Solar Inverter Buying Guide

What’s the definition of solar inverter?
Solar inverters is an electronic system that operates the photovoltaic(PV) modules in a manner that allows the modules to produce all the power they are capable of. The solar mate charge controller is a microprocessor-based system designed to implement the MPPT. It can increase charge current up to 30% or more compared to traditional charge controllers.
This is a multi-function inverter/charger, combining functions of inverter, solar charger and battery charger to offer uninterruptible power support with portable size. Its comprehensive LCD display offers user-configurable and easy-accessible button operation such as battery charging current, AC/solar charger priority, and acceptable input voltage based on different applications.

How many types of solar inverter?
Solar inverters may be classified into three broad types:
Stand-alone inverters, used in isolated systems where the inverter draws its DC energy from batteries charged by photovoltaic arrays. Many stand-alone inverters also incorporate integral battery chargers to replenish the battery from an AC source, when available. Normally these do not interface in any way with the utility grid, and as such, are not required to have anti-islanding protection.
Grid-tie inverters, which match phase with a utility-supplied sine wave. Grid-tie inverters are designed to shut down automatically upon loss of utility supply, for safety reasons. They do not provide backup power during utility outages.
Battery backup inverters, are special inverters which are designed to draw energy from a battery, manage the battery charge via an onboard charger, and export excess energy to the utility grid. These inverters are capable of supplying AC energy to selected loads during a utility outage, and are required to have anti-islanding protection.

What size should I buy?
There is often some confusion around this question.
In general, as a minimum, the inverter needs to be able to handle the maximum power that your solar power system can generate. That usually means they if you want a 5kW solar system, you get 5kW of panels and a 5kW inverter to suit. Simple eh? Actually it can get a little more complicated than that. Let me explain.
Because of system losses in the panels, your solar inverter can actually be rated at up to 25% less (in AC kW) than your panel array - in some situations.  Confused? So are a number of installers! The Clean Energy Council guidelines for inverter sizing recently changed, and I provide a detailed explanation of when 'undersized' inverters are allowed here.
A final word of caution:  Be aware that inverters are rated in "DC input" and "AC output" terms. Make sure your inverter is also rated to suit the output of your panels in DC! (The previous link explains how to check this)

What about the physical size of the inverter?
Grid connected inverters come in a variety of shapes, sizes and weight. The smallest inverters are around the size of a large briefcase. The larger inverters are around the size of a small travel case.
They are generally located as near as practicable to your electricity meter and should always be located in the shade for best performance. The best advice is to have a look at the inverter (or check out it's specification sheet) and see whether it will fit near your electricity meter and what it will look like.

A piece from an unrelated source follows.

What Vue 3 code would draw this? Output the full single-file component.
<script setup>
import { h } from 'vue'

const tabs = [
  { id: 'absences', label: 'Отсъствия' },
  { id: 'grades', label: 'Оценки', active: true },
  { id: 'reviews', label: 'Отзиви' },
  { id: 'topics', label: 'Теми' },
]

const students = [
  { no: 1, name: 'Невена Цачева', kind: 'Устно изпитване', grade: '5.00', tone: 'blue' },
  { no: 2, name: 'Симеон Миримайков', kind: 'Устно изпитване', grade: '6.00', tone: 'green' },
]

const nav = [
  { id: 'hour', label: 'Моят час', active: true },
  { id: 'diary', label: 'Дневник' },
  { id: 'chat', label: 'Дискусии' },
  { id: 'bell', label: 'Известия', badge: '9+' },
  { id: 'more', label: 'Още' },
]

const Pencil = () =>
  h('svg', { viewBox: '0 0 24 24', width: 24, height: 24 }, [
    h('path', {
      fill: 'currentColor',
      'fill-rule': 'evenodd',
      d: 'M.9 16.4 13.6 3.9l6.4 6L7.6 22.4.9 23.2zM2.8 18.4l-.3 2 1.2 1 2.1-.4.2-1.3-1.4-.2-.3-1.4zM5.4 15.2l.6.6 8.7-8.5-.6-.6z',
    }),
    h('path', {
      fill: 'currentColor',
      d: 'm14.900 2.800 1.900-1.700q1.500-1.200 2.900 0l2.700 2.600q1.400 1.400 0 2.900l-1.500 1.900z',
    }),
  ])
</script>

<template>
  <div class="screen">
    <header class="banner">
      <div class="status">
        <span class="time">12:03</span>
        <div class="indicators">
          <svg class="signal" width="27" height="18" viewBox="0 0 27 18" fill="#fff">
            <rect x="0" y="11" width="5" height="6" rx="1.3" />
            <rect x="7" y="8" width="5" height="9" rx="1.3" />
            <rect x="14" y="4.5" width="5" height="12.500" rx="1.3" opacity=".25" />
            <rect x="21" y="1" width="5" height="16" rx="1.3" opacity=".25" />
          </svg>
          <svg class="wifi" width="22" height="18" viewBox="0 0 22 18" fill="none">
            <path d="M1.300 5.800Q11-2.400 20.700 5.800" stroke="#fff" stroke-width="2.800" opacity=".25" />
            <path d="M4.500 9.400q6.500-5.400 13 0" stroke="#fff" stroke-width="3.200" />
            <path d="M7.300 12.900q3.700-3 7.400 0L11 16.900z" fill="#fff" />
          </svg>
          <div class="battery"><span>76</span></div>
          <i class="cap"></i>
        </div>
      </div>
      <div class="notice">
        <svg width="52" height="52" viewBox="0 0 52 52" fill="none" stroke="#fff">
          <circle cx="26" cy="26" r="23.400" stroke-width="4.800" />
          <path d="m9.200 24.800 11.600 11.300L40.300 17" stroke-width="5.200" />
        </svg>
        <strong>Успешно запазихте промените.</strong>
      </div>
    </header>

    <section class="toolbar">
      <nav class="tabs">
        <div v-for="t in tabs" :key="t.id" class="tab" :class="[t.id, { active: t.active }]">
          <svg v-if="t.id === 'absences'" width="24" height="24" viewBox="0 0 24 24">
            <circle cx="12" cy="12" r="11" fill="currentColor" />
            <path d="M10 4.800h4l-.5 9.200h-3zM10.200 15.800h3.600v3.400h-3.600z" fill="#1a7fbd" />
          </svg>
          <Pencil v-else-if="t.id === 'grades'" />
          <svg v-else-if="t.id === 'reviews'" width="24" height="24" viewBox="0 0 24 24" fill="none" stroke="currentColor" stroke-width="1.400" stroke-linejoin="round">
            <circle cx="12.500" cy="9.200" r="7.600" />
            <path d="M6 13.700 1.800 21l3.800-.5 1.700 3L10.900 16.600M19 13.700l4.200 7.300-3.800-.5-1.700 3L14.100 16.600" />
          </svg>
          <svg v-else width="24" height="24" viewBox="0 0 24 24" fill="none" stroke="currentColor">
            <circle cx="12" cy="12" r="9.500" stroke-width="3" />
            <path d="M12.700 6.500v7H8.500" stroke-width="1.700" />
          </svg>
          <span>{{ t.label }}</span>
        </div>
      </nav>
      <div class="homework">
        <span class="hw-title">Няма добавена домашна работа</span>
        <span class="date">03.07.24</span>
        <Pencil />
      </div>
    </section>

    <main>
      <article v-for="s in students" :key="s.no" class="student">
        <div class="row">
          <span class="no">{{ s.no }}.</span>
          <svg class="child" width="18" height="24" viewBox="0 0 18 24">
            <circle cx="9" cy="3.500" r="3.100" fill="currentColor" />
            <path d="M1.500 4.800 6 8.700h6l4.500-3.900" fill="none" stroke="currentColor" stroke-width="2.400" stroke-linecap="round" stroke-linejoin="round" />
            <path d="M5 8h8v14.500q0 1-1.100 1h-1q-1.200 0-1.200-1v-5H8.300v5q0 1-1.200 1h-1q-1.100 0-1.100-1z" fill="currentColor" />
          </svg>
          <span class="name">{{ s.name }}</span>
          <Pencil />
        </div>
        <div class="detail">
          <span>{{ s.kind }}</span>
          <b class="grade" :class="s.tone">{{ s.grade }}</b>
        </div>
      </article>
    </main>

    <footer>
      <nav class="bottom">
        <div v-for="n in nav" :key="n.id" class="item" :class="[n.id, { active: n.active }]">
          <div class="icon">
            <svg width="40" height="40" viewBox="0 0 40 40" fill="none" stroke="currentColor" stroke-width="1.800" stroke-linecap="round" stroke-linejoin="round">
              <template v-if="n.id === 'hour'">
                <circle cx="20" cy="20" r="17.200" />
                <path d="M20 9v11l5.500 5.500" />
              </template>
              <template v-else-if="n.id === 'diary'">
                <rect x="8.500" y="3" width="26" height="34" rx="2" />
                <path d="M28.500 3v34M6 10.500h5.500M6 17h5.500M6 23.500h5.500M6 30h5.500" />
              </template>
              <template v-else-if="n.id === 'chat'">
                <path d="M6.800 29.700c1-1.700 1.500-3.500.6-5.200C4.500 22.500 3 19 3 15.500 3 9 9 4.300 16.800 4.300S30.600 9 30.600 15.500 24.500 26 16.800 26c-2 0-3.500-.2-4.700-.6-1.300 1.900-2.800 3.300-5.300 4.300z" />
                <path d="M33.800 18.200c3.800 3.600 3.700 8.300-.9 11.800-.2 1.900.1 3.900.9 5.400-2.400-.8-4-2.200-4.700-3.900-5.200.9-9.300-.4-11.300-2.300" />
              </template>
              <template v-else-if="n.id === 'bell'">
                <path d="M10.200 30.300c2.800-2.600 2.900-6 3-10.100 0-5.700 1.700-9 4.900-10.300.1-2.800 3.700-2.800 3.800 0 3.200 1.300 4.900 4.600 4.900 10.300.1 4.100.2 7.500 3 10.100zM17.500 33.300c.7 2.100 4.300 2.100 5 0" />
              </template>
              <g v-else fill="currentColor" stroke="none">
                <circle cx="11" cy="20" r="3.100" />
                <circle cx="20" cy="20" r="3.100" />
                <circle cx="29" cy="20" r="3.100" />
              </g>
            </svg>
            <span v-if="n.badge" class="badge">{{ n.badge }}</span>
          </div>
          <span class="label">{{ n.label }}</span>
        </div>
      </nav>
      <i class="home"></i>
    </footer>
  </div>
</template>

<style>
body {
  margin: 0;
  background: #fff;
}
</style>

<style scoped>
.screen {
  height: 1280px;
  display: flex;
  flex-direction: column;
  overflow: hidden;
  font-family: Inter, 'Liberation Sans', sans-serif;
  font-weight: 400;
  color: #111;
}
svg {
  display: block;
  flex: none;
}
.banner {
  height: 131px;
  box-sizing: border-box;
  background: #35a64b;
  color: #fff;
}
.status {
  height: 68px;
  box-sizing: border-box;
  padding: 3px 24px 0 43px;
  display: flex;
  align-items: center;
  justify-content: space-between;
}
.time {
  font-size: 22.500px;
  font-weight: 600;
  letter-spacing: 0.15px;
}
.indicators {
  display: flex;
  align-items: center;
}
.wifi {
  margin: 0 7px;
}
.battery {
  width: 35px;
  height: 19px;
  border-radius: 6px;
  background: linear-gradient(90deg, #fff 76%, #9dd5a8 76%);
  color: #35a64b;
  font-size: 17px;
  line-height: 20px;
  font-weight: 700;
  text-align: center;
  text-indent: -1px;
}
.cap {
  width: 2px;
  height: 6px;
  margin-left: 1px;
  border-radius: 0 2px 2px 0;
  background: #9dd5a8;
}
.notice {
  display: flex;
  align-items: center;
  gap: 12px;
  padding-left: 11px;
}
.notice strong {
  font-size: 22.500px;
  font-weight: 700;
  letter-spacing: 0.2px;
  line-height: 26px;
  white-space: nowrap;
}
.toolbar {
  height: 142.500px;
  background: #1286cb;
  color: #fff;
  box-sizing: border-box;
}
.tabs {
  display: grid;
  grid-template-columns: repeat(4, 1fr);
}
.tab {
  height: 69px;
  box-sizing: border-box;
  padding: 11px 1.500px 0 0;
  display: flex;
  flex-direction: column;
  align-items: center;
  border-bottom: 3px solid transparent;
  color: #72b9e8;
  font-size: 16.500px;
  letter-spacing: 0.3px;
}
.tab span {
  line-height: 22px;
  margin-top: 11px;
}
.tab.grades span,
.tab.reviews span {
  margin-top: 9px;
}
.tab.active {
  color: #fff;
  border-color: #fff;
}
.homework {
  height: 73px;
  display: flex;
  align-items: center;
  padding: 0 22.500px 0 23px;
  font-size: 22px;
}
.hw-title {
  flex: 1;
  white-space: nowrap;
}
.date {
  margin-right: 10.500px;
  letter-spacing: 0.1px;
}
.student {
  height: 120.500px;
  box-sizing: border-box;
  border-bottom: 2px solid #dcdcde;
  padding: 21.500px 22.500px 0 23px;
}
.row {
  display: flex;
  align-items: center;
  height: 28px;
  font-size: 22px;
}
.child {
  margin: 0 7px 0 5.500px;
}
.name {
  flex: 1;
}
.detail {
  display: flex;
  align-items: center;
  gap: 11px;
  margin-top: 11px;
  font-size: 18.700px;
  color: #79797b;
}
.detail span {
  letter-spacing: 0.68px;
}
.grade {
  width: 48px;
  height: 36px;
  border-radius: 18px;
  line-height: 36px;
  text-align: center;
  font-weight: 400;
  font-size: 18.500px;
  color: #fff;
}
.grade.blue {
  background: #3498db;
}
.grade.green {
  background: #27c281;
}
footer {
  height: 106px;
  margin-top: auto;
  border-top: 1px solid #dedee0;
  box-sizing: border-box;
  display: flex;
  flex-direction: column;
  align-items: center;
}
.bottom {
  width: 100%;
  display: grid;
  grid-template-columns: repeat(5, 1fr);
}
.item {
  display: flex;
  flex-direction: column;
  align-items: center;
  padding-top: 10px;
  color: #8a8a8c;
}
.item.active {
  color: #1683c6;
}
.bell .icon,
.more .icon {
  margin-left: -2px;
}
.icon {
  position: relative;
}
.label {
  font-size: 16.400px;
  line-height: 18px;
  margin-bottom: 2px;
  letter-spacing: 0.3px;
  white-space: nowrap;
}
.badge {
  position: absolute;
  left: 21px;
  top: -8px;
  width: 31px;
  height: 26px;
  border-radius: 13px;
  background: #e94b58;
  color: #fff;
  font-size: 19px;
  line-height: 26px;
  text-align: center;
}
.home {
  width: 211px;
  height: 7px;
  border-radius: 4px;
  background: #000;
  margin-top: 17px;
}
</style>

Does solar inverter have a Warranty?
Typically, grid connected inverters have a life span ranging form 10 to 20 years. You should expect most inverters to last 10 years minimum.
Grid connected inverters have warranties ranging from 5 to 10 years with an increasing number of manufacturers offering pay for service warranty extension. Most retailers are now offering 8 to 10 years warranty. Obviously, the longer the warranty the more protection you have.
So check out the Warranty on your inverter and balance this against other features of your system to help you make an informed decision.

Is the inverter expandable?
This is an important consideration if you are intending to expand your solar system in future.
The best solution at present would be to consider a multiple MPPT (Maximum Power Point Tracking) inverter. These inverters have multiple MPPT trackers allowing you to add additional solar PV arrays at a later date or install solar PV arrays at different orientations. This will enable you to readily add a new string of panels (even if the panels are not exactly the same as the original panels) to your current system.
In future, individual solar PV panels may have a small MPPT inverter attached to the rear of the solar PV panel, typically called micro inverters. This would potentially enable different models of solar panel to incorporated in the same solar power system, would overcome shading issues and make individual solar PV panel monitoring possible.

How efficient is a grid connected inverter?
Inverter Efficiency is a measure of how well the grid connected inverter converts the power it receives from the solar panels into power available to your home or to the grid. Most grid connected transformer based inverters have an efficiency of around 93% or better, transformerless are typically around 95% or better.
Efficiency would only be a factor if two similar inverters had significantly different efficiency.